Though it had been difficult at first, he’d finally come to grips with idea that he would be sharing his room with his sister to give Papaji his own space. In addition to the duct tape he’d adhered poorly to the carpet, he tacked a sheet to the ceiling with Isabella’s help so they couldn’t see each other undress. He also didn’t want his sister to see the artifacts he’d found underground. He’d moved most of his findings back into the hole in the ground and put the rest under his bed. He could only look at the bits of metal and rock when she was at rehearsal.
He’d managed to go back to the hole several times and even figured out how best to descend into the shaft without hurting himself. Armed with a fluorescent lantern hanging from his teeth, a slingshot, and rocks in his p
ockets, Vic climbed carefully down the ladder for what felt like a solid five minutes. He continued downward, with his eyes squeezed shut until he finally felt his feet arrive at a level surface. It took a few moments for his eyes to adjust, but when they did, he was glad he’d followed his adventurous side. His feet were on sandy mud, and above him was a low ceiling of curved rock. A tunnel stretched in two directions. He bent down and entered.
The ground was damp. Vic rubbed his fingers along the cold walls. Veins of different minerals made jagged patterns in the sandstone. He walked in both directions for a few steps until he felt more of the same. To make the cave more inhabitable, he’d brought a rain tarp, a blanket, a box of crackers, a milk crate, a bottle of water, and a few comic books he didn’t mind getting wet. He’d also brought cans of food he didn’t think anyone would miss, like navy beans and baby corn, though he didn’t have a can opener yet. Vic built a shelf out of a pile of rocks and hardened soil.

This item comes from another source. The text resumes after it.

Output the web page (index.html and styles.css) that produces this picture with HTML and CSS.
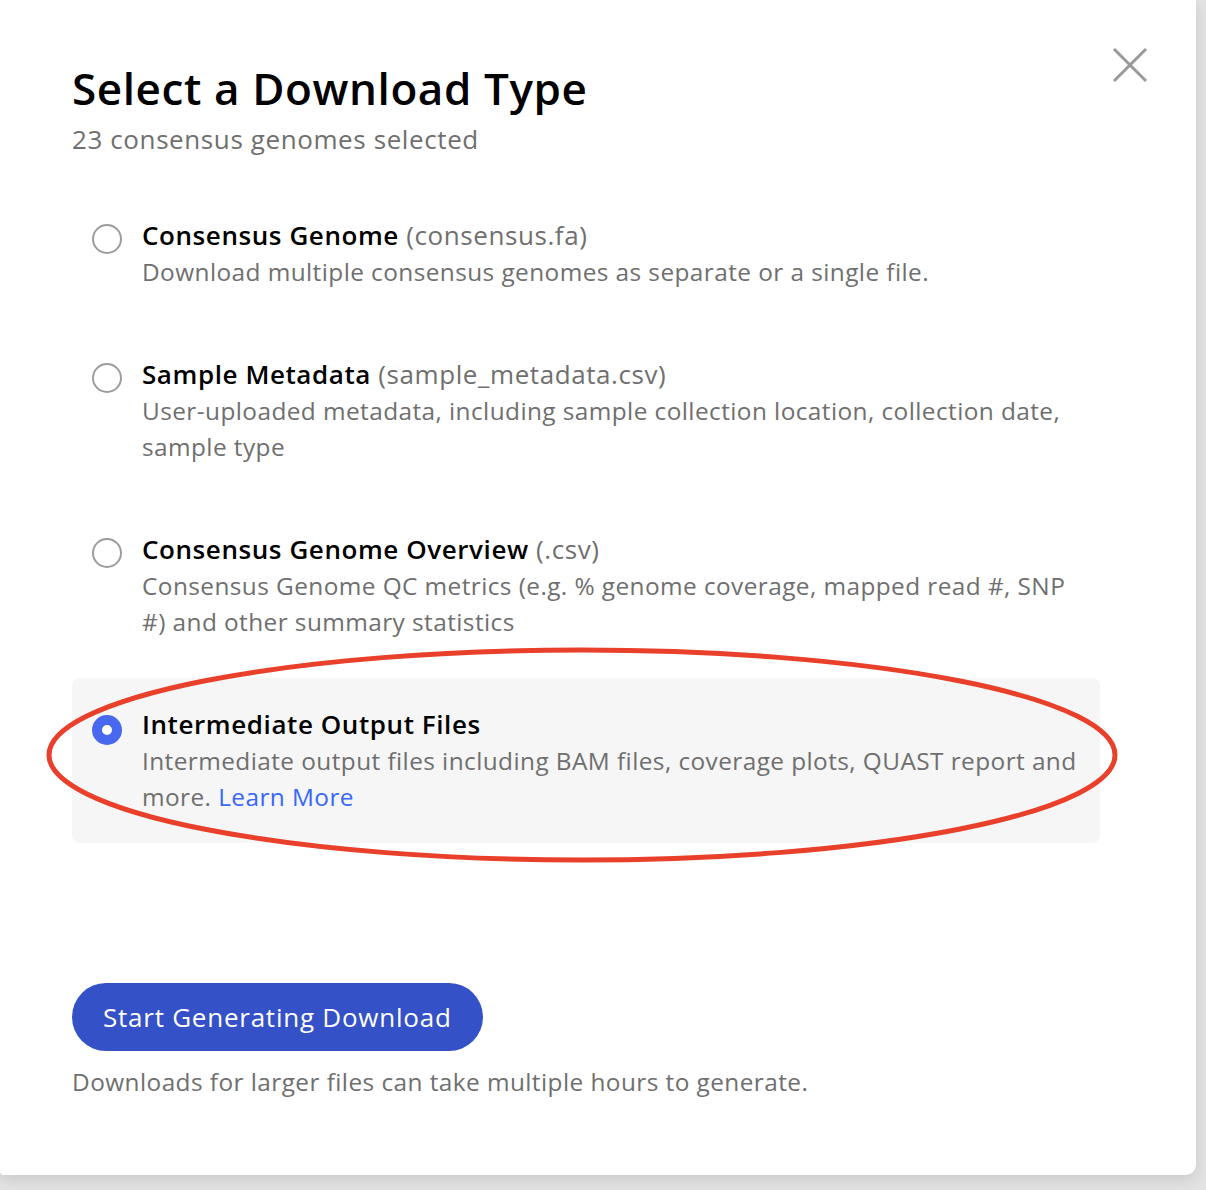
FILE: index.html
```html
<!DOCTYPE html>
<html lang="en">
<head>
<meta charset="utf-8">
<title>Select a Download Type</title>
<link rel="stylesheet" href="styles.css">
</head>
<body>
<div class="modal">
  <button class="close" aria-label="Close">
    <svg width="36" height="36" viewBox="0 0 36 36"><path d="M2 2 L34 34 M34 2 L2 34" stroke="#999" stroke-width="3" fill="none"/></svg>
  </button>
  <header class="head">
    <h1 class="title">Select a Download Type</h1>
    <div class="subtitle">23 consensus genomes selected</div>
  </header>
  <div class="options">
    <div class="option">
      <span class="radio"></span>
      <div class="text">
        <div class="opt-title"><b>Consensus Genome</b> <span class="ext">(consensus.fa)</span></div>
        <div class="desc">Download multiple consensus genomes as separate or a single file.</div>
      </div>
    </div>
    <div class="option">
      <span class="radio"></span>
      <div class="text">
        <div class="opt-title"><b>Sample Metadata</b> <span class="ext">(sample_metadata.csv)</span></div>
        <div class="desc">User-uploaded metadata, including sample collection location, collection date, sample type</div>
      </div>
    </div>
    <div class="option">
      <span class="radio"></span>
      <div class="text">
        <div class="opt-title"><b>Consensus Genome Overview</b> <span class="ext">(.csv)</span></div>
        <div class="desc">Consensus Genome QC metrics (e.g. % genome coverage, mapped read #, SNP #) and other summary statistics</div>
      </div>
    </div>
    <div class="option selected">
      <span class="radio checked"></span>
      <div class="text">
        <div class="opt-title"><b>Intermediate Output Files</b></div>
        <div class="desc">Intermediate output files including BAM files, coverage plots, QUAST report and more. <a class="link" href="#">Learn More</a></div>
      </div>
      <svg class="ring" width="1080" height="230" viewBox="0 0 1080 230"><ellipse cx="536" cy="108" rx="533" ry="105" fill="none" stroke="#e8402a" stroke-width="5"/></svg>
    </div>
  </div>
  <div class="footer">
    <button class="primary">Start Generating Download</button>
    <div class="note">Downloads for larger files can take multiple hours to generate.</div>
  </div>
</div>
</body>
</html>
```
FILE: styles.css
```css
* { box-sizing: border-box; }
html, body { margin: 0; padding: 0; }
body {
  width: 1206px;
  height: 1190px;
  background: #e3e3e3;
  font-family: "Open Sans", "Noto Sans", sans-serif;
  overflow: hidden;
}
.modal {
  position: relative;
  width: 1196px;
  height: 1175px;
  background: #fff;
  border-radius: 0 0 10px 4px;
  box-shadow: 0 4px 16px rgba(0,0,0,0.12);
  padding: 52px 96px 0 72px;
}
.close {
  position: absolute;
  top: 47px;
  right: 48px;
  width: 36px;
  height: 36px;
  padding: 0;
  border: 0;
  background: none;
}
.close svg { display: block; }
.title {
  margin: 0;
  font-size: 44px;
  font-weight: 600;
  line-height: 72px;
  letter-spacing: 0.6px;
  color: #000;
}
.subtitle {
  margin-top: 1px;
  font-size: 26px;
  line-height: 28px;
  letter-spacing: 0.6px;
  color: #6f6f6f;
}
.options {
  margin-top: 36px;
  display: flex;
  flex-direction: column;
  gap: 10px;
  width: 1028px;
}
.option {
  position: relative;
  display: flex;
  gap: 20px;
  padding: 28px 20px;
  border-radius: 8px;
}
.option.selected { background: #f6f6f6; }
.radio {
  flex: none;
  width: 30px;
  height: 30px;
  margin-top: 7px;
  border: 2px solid #9c9c9c;
  border-radius: 50%;
  background: #fff;
}
.radio.checked {
  margin-top: 9px;
  border: 10px solid #4768ef;
  background: #fff;
}
.opt-title {
  font-size: 26px;
  line-height: 37px;
  letter-spacing: 0.58px;
  color: #000;
}
.opt-title b { font-weight: 600; }
.ext { color: #6f6f6f; }
.desc {
  font-size: 24.4px;
  line-height: 36px;
  letter-spacing: 0.42px;
  color: #6f6f6f;
}
.link { color: #3867fa; text-decoration: none; }
.ring {
  position: absolute;
  left: -26px;
  top: -31px;
  pointer-events: none;
}
.footer { margin-top: 140px; }
.primary {
  height: 68px;
  padding: 0 31px;
  border: 0;
  border-radius: 34px;
  background: #3451c7;
  color: #fff;
  font-family: inherit;
  font-size: 26px;
  letter-spacing: 0.76px;
}
.note {
  margin-top: 13px;
  font-size: 24.4px;
  line-height: 36px;
  letter-spacing: 0.43px;
  color: #6f6f6f;
}
```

On it he kept his most prized possession: the shadow box with his blue butterflies.
He would never have killed to peruse a butterfly like other collectors; he felt fortunate to have found them so close to their natural deaths. Some collectors paid tens of thousands of dollars to smugglers for rare and endangered species of butterflies and moths. He thought those villains should all die by the same torture they inflict on the butterflies—impalement. He looked at his shadow box. There they sat, almost glowing blue in the dim light as though their wings were phosphorescent and still living.
Though he’d agreed to have time with Papa once a week, when his father continued to train him in the finer points of combat, he still didn’t feel comfortable enough to tell his father of his new fort. Vic wondered how their small three-bedroom home would change with Papaji in the house. He hoped he wouldn’t have to have time with Papaji, too. At least he had somewhere else he could be if things got to be too much at home.